**Task objective:** Transcribe the lines below verbatim, skipping the images.

**Collected data:**
________________________
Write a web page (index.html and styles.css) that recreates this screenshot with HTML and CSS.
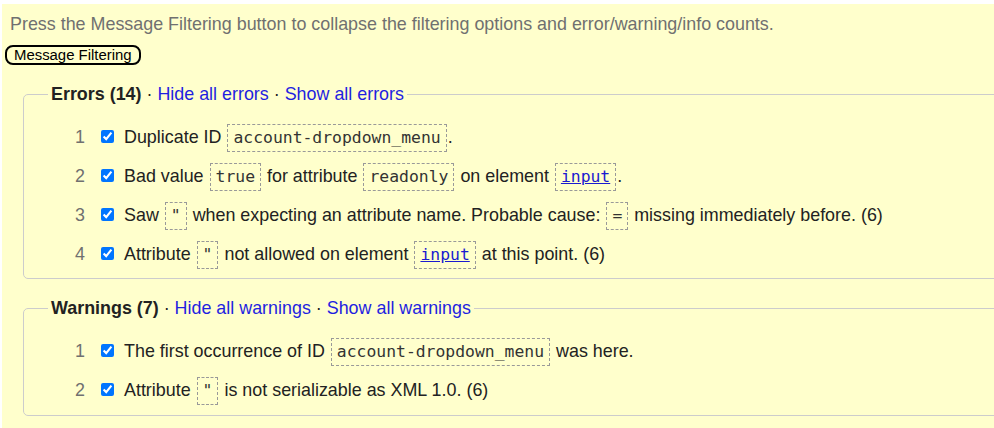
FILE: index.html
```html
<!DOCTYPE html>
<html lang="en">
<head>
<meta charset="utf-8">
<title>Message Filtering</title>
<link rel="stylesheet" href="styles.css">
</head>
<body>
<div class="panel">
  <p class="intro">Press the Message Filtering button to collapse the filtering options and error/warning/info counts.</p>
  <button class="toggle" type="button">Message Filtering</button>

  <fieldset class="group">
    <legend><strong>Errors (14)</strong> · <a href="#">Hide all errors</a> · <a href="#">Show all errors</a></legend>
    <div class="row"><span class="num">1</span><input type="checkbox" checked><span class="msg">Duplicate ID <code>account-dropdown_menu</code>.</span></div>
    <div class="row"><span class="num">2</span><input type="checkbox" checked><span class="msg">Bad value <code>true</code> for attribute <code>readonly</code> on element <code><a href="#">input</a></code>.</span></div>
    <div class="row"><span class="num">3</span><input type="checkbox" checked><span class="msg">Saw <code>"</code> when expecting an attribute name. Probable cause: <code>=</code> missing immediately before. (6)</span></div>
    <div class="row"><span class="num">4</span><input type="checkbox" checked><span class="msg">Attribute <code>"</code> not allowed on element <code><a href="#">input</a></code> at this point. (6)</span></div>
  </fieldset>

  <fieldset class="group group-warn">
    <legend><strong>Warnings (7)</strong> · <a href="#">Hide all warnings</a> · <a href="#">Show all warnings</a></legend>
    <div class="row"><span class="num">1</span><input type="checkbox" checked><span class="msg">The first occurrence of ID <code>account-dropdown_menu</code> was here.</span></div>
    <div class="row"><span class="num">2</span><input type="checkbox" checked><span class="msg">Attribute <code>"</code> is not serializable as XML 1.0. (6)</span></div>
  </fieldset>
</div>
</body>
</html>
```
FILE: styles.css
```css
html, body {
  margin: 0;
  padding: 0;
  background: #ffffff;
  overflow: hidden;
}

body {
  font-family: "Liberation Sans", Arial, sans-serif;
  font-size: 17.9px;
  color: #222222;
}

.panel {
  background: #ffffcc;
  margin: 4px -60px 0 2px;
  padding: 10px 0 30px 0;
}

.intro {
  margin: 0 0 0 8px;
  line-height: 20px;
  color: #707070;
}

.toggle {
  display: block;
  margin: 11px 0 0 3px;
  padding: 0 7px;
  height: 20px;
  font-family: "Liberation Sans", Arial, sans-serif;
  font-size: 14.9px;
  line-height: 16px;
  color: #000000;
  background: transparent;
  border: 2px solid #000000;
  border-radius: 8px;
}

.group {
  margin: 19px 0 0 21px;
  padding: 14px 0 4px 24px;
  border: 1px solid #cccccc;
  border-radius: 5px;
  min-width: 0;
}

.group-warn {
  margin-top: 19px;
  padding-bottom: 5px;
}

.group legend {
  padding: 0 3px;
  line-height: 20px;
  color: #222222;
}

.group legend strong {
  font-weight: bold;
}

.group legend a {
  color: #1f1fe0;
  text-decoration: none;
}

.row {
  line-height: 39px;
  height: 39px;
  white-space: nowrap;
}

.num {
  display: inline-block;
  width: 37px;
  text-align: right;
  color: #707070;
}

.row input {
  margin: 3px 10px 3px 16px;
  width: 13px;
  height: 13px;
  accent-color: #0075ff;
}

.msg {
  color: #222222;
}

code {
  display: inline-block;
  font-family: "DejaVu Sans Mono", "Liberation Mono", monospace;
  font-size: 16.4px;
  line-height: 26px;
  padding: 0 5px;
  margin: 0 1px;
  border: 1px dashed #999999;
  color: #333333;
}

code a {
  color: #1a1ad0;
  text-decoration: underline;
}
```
________________________
**Task response:**
Write a web page (index.html and styles.css) that recreates this screenshot with HTML and CSS.
FILE: index.html
```html
<!DOCTYPE html>
<html lang="en">
<head>
<meta charset="utf-8">
<title>Message Filtering</title>
<link rel="stylesheet" href="styles.css">
</head>
<body>
<div class="panel">
  <p class="intro">Press the Message Filtering button to collapse the filtering options and error/warning/info counts.</p>
  <button class="toggle" type="button">Message Filtering</button>

  <fieldset class="group">
    <legend><strong>Errors (14)</strong> · <a href="#">Hide all errors</a> · <a href="#">Show all errors</a></legend>
    <div class="row"><span class="num">1</span><input type="checkbox" checked><span class="msg">Duplicate ID <code>account-dropdown_menu</code>.</span></div>
    <div class="row"><span class="num">2</span><input type="checkbox" checked><span class="msg">Bad value <code>true</code> for attribute <code>readonly</code> on element <code><a href="#">input</a></code>.</span></div>
    <div class="row"><span class="num">3</span><input type="checkbox" checked><span class="msg">Saw <code>"</code> when expecting an attribute name. Probable cause: <code>=</code> missing immediately before. (6)</span></div>
    <div class="row"><span class="num">4</span><input type="checkbox" checked><span class="msg">Attribute <code>"</code> not allowed on element <code><a href="#">input</a></code> at this point. (6)</span></div>
  </fieldset>

  <fieldset class="group group-warn">
    <legend><strong>Warnings (7)</strong> · <a href="#">Hide all warnings</a> · <a href="#">Show all warnings</a></legend>
    <div class="row"><span class="num">1</span><input type="checkbox" checked><span class="msg">The first occurrence of ID <code>account-dropdown_menu</code> was here.</span></div>
    <div class="row"><span class="num">2</span><input type="checkbox" checked><span class="msg">Attribute <code>"</code> is not serializable as XML 1.0. (6)</span></div>
  </fieldset>
</div>
</body>
</html>
```
FILE: styles.css
```css
html, body {
  margin: 0;
  padding: 0;
  background: #ffffff;
  overflow: hidden;
}

body {
  font-family: "Liberation Sans", Arial, sans-serif;
  font-size: 17.9px;
  color: #222222;
}

.panel {
  background: #ffffcc;
  margin: 4px -60px 0 2px;
  padding: 10px 0 30px 0;
}

.intro {
  margin: 0 0 0 8px;
  line-height: 20px;
  color: #707070;
}

.toggle {
  display: block;
  margin: 11px 0 0 3px;
  padding: 0 7px;
  height: 20px;
  font-family: "Liberation Sans", Arial, sans-serif;
  font-size: 14.9px;
  line-height: 16px;
  color: #000000;
  background: transparent;
  border: 2px solid #000000;
  border-radius: 8px;
}

.group {
  margin: 19px 0 0 21px;
  padding: 14px 0 4px 24px;
  border: 1px solid #cccccc;
  border-radius: 5px;
  min-width: 0;
}

.group-warn {
  margin-top: 19px;
  padding-bottom: 5px;
}

.group legend {
  padding: 0 3px;
  line-height: 20px;
  color: #222222;
}

.group legend strong {
  font-weight: bold;
}

.group legend a {
  color: #1f1fe0;
  text-decoration: none;
}

.row {
  line-height: 39px;
  height: 39px;
  white-space: nowrap;
}

.num {
  display: inline-block;
  width: 37px;
  text-align: right;
  color: #707070;
}

.row input {
  margin: 3px 10px 3px 16px;
  width: 13px;
  height: 13px;
  accent-color: #0075ff;
}

.msg {
  color: #222222;
}

code {
  display: inline-block;
  font-family: "DejaVu Sans Mono", "Liberation Mono", monospace;
  font-size: 16.4px;
  line-height: 26px;
  padding: 0 5px;
  margin: 0 1px;
  border: 1px dashed #999999;
  color: #333333;
}

code a {
  color: #1a1ad0;
  text-decoration: underline;
}
```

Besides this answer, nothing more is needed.